> **PROBLEM STATEMENT**
Retype word for word the first line of the listing and each line after it up to the line with "import React from", with the pictures taken out.

> **MATERIAL PROVIDED**
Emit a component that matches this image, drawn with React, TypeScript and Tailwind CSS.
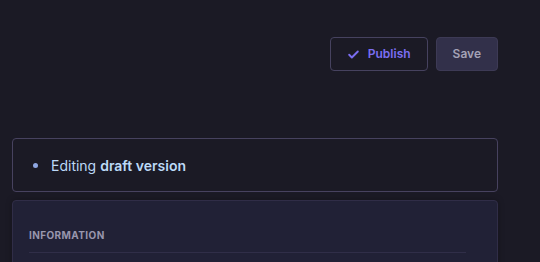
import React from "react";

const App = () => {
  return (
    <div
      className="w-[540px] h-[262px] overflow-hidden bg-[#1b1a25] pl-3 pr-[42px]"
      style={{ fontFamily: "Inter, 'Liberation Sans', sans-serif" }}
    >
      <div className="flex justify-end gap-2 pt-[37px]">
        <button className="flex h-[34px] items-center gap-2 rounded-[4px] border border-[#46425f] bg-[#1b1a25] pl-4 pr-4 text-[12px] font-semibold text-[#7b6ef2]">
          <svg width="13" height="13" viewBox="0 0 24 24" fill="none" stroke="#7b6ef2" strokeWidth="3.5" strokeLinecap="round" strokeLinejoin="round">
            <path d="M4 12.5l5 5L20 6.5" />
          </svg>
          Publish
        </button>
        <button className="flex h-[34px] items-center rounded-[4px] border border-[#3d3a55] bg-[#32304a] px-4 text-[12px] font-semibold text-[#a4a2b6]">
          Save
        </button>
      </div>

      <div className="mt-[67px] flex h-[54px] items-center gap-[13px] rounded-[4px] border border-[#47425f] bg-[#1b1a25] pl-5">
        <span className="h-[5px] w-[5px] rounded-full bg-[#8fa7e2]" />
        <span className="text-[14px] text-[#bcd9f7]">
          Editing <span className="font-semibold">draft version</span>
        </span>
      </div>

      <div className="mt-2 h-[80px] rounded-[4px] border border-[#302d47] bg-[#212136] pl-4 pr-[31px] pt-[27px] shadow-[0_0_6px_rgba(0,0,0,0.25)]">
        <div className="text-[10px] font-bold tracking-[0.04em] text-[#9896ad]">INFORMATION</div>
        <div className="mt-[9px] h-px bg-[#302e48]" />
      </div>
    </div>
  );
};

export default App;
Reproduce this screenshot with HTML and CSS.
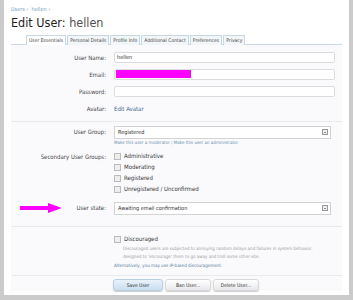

> **RESULT OF THIS TASK**
Emit a component that matches this image, drawn with React, TypeScript and Tailwind CSS.
import React from "react";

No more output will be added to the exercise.